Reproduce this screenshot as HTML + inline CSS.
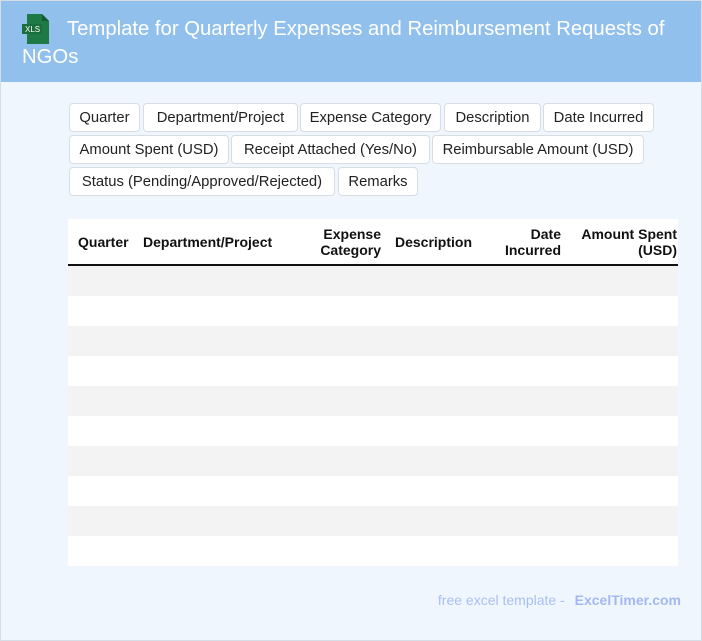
<!DOCTYPE html>
<html><head><meta charset="utf-8"><style>
*{margin:0;padding:0;box-sizing:border-box}
html,body{width:702px;height:641px;overflow:hidden}
body{background:#f0f6fe;font-family:"Liberation Sans",Arial,sans-serif;position:relative}
.bd{position:absolute;left:0;top:0;width:702px;height:641px;border:1px solid #d5dde6}
.hd{position:absolute;left:1px;top:1px;width:700px;height:81px;background:#92c0ec}
.title{position:absolute;left:21px;top:14px;width:670px;color:#fff;font-size:20.3px;line-height:28px;text-indent:45px}
.ico{position:absolute;left:21px;top:13px}
.tag{position:absolute;height:29px;border:1px solid #d7dde3;border-radius:4px;background:#fff;font-size:14.8px;line-height:29px;text-align:center;color:#222;white-space:nowrap}
.tbl{position:absolute;left:68px;top:219px;width:610px;height:347px;background:#fff}
.th{position:absolute;font-weight:bold;font-size:14px;line-height:16px;color:#111}
.line{position:absolute;left:0;top:45px;width:610px;height:2px;background:#111}
.row{position:absolute;left:0;width:610px;height:30px}
.ft{position:absolute;right:21px;top:592px;font-size:14px;color:#a9bff2}
.ft b{color:#a3b8f0;margin-left:6px}
</style></head><body>
<div class="bd"></div>
<div class="hd">
<svg class="ico" width="30" height="30" viewBox="0 0 30 30"><path d="M5 0h15l7 7v23H5z" fill="#1d7a45"/><path d="M20 0v7h7z" fill="#145a32"/><rect x="0" y="10" width="20" height="10" fill="#1a6e3d"/><text x="3" y="18" font-size="8" fill="#fff" font-family="Liberation Sans">XLS</text></svg>
<div class="title">Template for Quarterly Expenses and Reimbursement Requests of NGOs</div>
</div>
<div class="tag" style="left:69px;top:103px;width:71px">Quarter</div>
<div class="tag" style="left:143px;top:103px;width:155px">Department/Project</div>
<div class="tag" style="left:300px;top:103px;width:141px">Expense Category</div>
<div class="tag" style="left:444px;top:103px;width:97px">Description</div>
<div class="tag" style="left:543px;top:103px;width:111px">Date Incurred</div>
<div class="tag" style="left:69px;top:135px;width:160px">Amount Spent (USD)</div>
<div class="tag" style="left:231px;top:135px;width:199px">Receipt Attached (Yes/No)</div>
<div class="tag" style="left:432px;top:135px;width:212px">Reimbursable Amount (USD)</div>
<div class="tag" style="left:69px;top:167px;width:266px">Status (Pending/Approved/Rejected)</div>
<div class="tag" style="left:338px;top:167px;width:80px">Remarks</div>
<div class="tbl">
<div class="th" style="left:10px;top:15px">Quarter</div>
<div class="th" style="left:75px;top:15px">Department/Project</div>
<div class="th" style="right:297px;top:7px;text-align:right">Expense<br>Category</div>
<div class="th" style="left:327px;top:15px">Description</div>
<div class="th" style="right:117px;top:7px;text-align:right">Date<br>Incurred</div>
<div class="th" style="right:1px;top:7px;text-align:right">Amount Spent<br>(USD)</div>
<div class="line"></div>
<div class="row" style="top:47px;background:#f3f3f3"></div>
<div class="row" style="top:107px;background:#f3f3f3"></div>
<div class="row" style="top:167px;background:#f3f3f3"></div>
<div class="row" style="top:227px;background:#f3f3f3"></div>
<div class="row" style="top:287px;background:#f3f3f3"></div>
</div>
<div class="ft">free excel template - <b>ExcelTimer.com</b></div>
</body></html>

PROBLEM STATEMENT —
Return to the listing above and set it down exactly, leaving out its pictures.

OUTPUT FOR THIS TASK —
Reproduce this screenshot as HTML + inline CSS.
<!DOCTYPE html>
<html><head><meta charset="utf-8"><style>
*{margin:0;padding:0;box-sizing:border-box}
html,body{width:702px;height:641px;overflow:hidden}
body{background:#f0f6fe;font-family:"Liberation Sans",Arial,sans-serif;position:relative}
.bd{position:absolute;left:0;top:0;width:702px;height:641px;border:1px solid #d5dde6}
.hd{position:absolute;left:1px;top:1px;width:700px;height:81px;background:#92c0ec}
.title{position:absolute;left:21px;top:14px;width:670px;color:#fff;font-size:20.3px;line-height:28px;text-indent:45px}
.ico{position:absolute;left:21px;top:13px}
.tag{position:absolute;height:29px;border:1px solid #d7dde3;border-radius:4px;background:#fff;font-size:14.8px;line-height:29px;text-align:center;color:#222;white-space:nowrap}
.tbl{position:absolute;left:68px;top:219px;width:610px;height:347px;background:#fff}
.th{position:absolute;font-weight:bold;font-size:14px;line-height:16px;color:#111}
.line{position:absolute;left:0;top:45px;width:610px;height:2px;background:#111}
.row{position:absolute;left:0;width:610px;height:30px}
.ft{position:absolute;right:21px;top:592px;font-size:14px;color:#a9bff2}
.ft b{color:#a3b8f0;margin-left:6px}
</style></head><body>
<div class="bd"></div>
<div class="hd">
<svg class="ico" width="30" height="30" viewBox="0 0 30 30"><path d="M5 0h15l7 7v23H5z" fill="#1d7a45"/><path d="M20 0v7h7z" fill="#145a32"/><rect x="0" y="10" width="20" height="10" fill="#1a6e3d"/><text x="3" y="18" font-size="8" fill="#fff" font-family="Liberation Sans">XLS</text></svg>
<div class="title">Template for Quarterly Expenses and Reimbursement Requests of NGOs</div>
</div>
<div class="tag" style="left:69px;top:103px;width:71px">Quarter</div>
<div class="tag" style="left:143px;top:103px;width:155px">Department/Project</div>
<div class="tag" style="left:300px;top:103px;width:141px">Expense Category</div>
<div class="tag" style="left:444px;top:103px;width:97px">Description</div>
<div class="tag" style="left:543px;top:103px;width:111px">Date Incurred</div>
<div class="tag" style="left:69px;top:135px;width:160px">Amount Spent (USD)</div>
<div class="tag" style="left:231px;top:135px;width:199px">Receipt Attached (Yes/No)</div>
<div class="tag" style="left:432px;top:135px;width:212px">Reimbursable Amount (USD)</div>
<div class="tag" style="left:69px;top:167px;width:266px">Status (Pending/Approved/Rejected)</div>
<div class="tag" style="left:338px;top:167px;width:80px">Remarks</div>
<div class="tbl">
<div class="th" style="left:10px;top:15px">Quarter</div>
<div class="th" style="left:75px;top:15px">Department/Project</div>
<div class="th" style="right:297px;top:7px;text-align:right">Expense<br>Category</div>
<div class="th" style="left:327px;top:15px">Description</div>
<div class="th" style="right:117px;top:7px;text-align:right">Date<br>Incurred</div>
<div class="th" style="right:1px;top:7px;text-align:right">Amount Spent<br>(USD)</div>
<div class="line"></div>
<div class="row" style="top:47px;background:#f3f3f3"></div>
<div class="row" style="top:107px;background:#f3f3f3"></div>
<div class="row" style="top:167px;background:#f3f3f3"></div>
<div class="row" style="top:227px;background:#f3f3f3"></div>
<div class="row" style="top:287px;background:#f3f3f3"></div>
</div>
<div class="ft">free excel template - <b>ExcelTimer.com</b></div>
</body></html>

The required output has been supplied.